• **WHAT YOU SHOULD DO**: Extract each line containing the string "Output".

----

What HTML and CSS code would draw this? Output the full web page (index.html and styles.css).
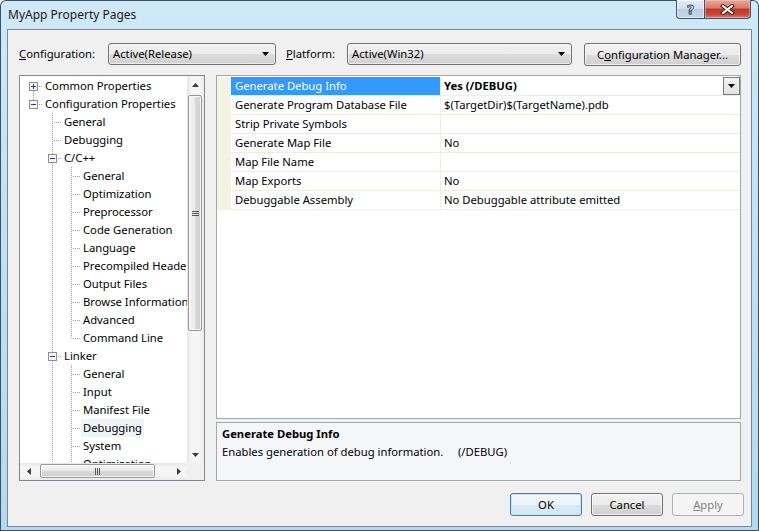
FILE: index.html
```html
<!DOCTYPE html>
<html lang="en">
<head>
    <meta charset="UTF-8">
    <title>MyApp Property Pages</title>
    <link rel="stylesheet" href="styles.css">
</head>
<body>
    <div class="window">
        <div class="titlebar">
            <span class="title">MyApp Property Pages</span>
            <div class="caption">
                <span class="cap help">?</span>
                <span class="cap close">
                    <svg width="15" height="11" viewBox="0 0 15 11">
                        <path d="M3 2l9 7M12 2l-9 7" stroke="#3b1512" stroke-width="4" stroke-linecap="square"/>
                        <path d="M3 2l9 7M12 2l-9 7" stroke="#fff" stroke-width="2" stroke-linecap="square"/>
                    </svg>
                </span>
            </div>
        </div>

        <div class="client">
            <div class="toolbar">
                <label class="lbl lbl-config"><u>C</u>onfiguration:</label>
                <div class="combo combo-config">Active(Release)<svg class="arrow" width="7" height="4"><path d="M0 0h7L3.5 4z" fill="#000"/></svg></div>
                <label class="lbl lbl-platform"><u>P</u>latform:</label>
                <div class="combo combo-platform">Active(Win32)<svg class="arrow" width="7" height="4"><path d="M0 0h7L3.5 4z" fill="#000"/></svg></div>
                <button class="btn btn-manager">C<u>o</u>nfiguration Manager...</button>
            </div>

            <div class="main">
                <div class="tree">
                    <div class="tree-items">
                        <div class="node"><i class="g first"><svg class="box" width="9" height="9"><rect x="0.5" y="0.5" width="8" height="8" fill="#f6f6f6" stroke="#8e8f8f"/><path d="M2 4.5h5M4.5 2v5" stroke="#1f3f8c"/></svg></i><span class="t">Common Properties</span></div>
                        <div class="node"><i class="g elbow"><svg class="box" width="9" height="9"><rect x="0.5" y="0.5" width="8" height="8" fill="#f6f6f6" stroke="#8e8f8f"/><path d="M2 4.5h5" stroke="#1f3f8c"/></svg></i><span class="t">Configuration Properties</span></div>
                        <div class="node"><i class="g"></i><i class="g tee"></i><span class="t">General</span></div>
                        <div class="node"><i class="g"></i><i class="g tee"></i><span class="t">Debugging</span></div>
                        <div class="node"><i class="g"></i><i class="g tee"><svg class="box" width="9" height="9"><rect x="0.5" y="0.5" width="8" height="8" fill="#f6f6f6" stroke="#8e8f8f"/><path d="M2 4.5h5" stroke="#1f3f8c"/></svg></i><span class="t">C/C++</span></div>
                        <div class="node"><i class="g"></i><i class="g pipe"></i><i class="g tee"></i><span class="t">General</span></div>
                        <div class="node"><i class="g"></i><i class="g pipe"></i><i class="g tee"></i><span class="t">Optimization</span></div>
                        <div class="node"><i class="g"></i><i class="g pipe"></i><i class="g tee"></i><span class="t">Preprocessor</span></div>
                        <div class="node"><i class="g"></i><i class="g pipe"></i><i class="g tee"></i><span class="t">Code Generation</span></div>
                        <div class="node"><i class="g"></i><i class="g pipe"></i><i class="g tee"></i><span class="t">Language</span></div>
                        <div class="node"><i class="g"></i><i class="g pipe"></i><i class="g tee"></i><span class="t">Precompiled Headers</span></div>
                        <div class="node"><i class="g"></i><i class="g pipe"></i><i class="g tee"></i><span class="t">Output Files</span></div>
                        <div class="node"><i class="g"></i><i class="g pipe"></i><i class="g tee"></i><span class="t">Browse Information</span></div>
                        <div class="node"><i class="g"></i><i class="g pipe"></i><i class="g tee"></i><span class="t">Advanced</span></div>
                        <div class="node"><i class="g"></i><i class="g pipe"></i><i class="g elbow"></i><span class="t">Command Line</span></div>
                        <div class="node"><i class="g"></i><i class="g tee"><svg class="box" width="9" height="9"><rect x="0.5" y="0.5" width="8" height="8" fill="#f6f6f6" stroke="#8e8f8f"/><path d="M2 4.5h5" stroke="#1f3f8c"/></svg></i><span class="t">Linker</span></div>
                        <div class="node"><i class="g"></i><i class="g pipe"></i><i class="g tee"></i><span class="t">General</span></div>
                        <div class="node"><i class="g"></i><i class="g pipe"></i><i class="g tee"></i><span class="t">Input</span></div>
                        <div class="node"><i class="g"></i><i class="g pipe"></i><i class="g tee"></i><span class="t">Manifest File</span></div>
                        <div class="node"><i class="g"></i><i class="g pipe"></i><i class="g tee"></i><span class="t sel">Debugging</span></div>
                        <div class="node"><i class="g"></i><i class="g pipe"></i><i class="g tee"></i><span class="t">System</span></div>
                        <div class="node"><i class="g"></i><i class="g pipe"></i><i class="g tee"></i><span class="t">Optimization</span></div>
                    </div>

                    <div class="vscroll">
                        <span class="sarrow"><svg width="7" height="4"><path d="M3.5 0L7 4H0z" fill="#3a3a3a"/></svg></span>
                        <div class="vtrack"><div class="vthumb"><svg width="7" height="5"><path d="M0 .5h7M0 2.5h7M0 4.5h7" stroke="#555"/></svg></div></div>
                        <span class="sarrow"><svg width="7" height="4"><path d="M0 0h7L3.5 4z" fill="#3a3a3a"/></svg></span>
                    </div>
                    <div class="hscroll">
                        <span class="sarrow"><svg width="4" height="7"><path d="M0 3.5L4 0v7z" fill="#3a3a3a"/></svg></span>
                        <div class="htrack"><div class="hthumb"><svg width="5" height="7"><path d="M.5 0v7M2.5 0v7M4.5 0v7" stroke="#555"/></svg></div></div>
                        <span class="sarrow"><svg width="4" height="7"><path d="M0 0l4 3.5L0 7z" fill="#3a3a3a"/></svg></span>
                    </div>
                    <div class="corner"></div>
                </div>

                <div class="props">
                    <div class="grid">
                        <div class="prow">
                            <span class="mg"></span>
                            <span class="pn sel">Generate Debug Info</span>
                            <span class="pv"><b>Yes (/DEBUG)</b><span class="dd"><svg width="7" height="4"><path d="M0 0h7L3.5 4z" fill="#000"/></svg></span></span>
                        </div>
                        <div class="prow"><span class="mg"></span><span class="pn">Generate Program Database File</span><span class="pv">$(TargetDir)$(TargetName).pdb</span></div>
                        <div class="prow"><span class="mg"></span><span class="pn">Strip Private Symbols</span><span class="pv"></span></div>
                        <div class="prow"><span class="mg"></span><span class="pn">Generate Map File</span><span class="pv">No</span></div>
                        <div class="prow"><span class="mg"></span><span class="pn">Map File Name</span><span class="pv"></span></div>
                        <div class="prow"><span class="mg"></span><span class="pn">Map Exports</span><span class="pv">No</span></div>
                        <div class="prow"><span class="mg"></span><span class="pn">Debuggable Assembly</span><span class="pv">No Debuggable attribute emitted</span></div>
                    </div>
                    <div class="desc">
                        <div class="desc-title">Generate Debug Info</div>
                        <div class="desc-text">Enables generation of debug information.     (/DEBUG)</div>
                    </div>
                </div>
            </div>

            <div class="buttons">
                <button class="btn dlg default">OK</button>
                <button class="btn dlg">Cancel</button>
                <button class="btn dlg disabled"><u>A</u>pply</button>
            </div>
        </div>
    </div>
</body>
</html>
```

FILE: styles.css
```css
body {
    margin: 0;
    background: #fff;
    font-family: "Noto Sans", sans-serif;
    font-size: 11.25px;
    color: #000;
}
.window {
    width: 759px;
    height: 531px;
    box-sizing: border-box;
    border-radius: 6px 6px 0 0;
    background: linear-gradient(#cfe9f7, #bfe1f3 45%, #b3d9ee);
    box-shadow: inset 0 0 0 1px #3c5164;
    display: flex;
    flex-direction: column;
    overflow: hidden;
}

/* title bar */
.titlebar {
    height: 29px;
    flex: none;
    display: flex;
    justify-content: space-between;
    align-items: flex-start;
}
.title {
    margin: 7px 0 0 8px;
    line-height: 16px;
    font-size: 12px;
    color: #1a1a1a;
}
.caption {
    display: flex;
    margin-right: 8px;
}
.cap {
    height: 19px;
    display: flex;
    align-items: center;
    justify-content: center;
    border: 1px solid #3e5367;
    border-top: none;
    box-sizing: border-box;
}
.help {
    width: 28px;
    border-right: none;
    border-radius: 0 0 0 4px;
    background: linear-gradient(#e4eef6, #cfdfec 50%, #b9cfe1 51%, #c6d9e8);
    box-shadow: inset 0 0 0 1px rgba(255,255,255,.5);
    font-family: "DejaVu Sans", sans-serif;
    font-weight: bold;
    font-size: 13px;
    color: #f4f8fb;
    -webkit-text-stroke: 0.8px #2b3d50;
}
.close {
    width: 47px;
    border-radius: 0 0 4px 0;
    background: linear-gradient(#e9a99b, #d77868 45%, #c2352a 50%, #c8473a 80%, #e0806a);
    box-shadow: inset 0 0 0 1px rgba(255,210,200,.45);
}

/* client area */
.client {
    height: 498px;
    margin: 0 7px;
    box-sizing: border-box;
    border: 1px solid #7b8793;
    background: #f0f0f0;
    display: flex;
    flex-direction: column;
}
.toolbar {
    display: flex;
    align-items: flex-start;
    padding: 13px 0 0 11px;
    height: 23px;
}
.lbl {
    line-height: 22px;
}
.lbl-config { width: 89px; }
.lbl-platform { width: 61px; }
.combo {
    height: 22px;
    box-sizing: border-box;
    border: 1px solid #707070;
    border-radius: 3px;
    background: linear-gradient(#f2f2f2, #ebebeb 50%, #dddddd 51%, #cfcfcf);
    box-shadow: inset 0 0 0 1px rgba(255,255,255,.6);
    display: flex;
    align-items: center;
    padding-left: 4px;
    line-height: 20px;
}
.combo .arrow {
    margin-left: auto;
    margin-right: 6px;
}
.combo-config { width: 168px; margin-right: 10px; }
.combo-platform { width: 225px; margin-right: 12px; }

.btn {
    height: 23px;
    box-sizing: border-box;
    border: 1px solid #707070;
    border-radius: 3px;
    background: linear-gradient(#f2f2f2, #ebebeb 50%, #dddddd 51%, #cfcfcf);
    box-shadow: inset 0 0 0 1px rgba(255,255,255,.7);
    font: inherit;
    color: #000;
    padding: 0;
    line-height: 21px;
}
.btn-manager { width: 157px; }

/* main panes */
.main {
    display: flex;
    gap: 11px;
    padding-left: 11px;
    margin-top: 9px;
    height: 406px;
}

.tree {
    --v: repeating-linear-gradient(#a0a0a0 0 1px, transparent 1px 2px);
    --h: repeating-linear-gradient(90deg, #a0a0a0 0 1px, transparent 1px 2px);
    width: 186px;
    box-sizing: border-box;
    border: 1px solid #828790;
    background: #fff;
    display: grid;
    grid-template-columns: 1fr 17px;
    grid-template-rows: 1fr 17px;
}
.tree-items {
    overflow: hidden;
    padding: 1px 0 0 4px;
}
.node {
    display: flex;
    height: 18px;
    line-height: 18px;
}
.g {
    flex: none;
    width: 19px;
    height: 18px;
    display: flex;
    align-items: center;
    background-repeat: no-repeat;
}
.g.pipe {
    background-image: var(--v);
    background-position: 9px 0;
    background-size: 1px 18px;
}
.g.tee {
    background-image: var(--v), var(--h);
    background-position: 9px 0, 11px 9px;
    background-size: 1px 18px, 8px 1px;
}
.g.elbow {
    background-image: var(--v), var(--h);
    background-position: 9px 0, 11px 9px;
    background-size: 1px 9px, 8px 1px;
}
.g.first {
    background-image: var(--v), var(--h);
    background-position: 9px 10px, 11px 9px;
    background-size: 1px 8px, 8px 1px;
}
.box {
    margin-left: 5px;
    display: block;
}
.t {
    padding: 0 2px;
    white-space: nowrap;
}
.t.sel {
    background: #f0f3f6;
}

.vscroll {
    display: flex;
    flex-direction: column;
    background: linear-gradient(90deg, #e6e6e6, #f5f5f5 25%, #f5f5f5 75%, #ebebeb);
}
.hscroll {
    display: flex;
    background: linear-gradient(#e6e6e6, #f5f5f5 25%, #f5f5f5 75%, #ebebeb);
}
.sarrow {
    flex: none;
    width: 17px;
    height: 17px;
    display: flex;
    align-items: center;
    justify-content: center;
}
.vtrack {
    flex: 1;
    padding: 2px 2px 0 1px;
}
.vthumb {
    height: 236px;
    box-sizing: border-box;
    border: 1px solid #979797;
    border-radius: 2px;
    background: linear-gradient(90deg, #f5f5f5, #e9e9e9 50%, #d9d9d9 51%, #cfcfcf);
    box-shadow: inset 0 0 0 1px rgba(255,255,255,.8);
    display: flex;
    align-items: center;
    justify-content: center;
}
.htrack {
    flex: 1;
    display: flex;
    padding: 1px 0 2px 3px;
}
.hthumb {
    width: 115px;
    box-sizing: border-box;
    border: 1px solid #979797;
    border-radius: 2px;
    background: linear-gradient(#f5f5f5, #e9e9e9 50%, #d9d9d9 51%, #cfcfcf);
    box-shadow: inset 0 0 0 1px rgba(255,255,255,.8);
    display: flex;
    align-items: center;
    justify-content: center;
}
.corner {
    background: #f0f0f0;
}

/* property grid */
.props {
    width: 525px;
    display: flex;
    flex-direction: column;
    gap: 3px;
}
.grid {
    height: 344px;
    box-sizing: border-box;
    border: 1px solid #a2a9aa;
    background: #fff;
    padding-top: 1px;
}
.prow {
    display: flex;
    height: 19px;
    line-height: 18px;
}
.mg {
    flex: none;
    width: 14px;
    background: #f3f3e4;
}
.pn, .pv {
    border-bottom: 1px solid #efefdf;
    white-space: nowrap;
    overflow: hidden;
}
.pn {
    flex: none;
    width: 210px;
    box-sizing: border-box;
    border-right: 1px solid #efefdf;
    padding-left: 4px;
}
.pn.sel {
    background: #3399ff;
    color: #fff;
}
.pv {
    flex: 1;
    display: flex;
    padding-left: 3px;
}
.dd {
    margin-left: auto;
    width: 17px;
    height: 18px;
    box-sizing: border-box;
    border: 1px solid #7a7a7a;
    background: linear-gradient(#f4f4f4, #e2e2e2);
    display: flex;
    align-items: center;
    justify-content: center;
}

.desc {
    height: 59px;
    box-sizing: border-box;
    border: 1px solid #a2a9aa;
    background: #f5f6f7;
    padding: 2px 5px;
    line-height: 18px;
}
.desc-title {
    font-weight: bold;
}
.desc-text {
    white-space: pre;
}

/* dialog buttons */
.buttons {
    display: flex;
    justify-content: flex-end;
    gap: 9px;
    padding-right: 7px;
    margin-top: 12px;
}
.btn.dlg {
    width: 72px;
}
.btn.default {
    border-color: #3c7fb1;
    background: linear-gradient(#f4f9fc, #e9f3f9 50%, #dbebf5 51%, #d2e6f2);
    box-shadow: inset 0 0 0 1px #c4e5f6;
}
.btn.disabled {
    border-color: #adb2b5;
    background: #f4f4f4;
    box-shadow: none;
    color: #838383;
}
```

----

• **ANSWER TO THIS PROBLEM**:
What HTML and CSS code would draw this? Output the full web page (index.html and styles.css).
                        <div class="node"><i class="g"></i><i class="g pipe"></i><i class="g tee"></i><span class="t">Output Files</span></div>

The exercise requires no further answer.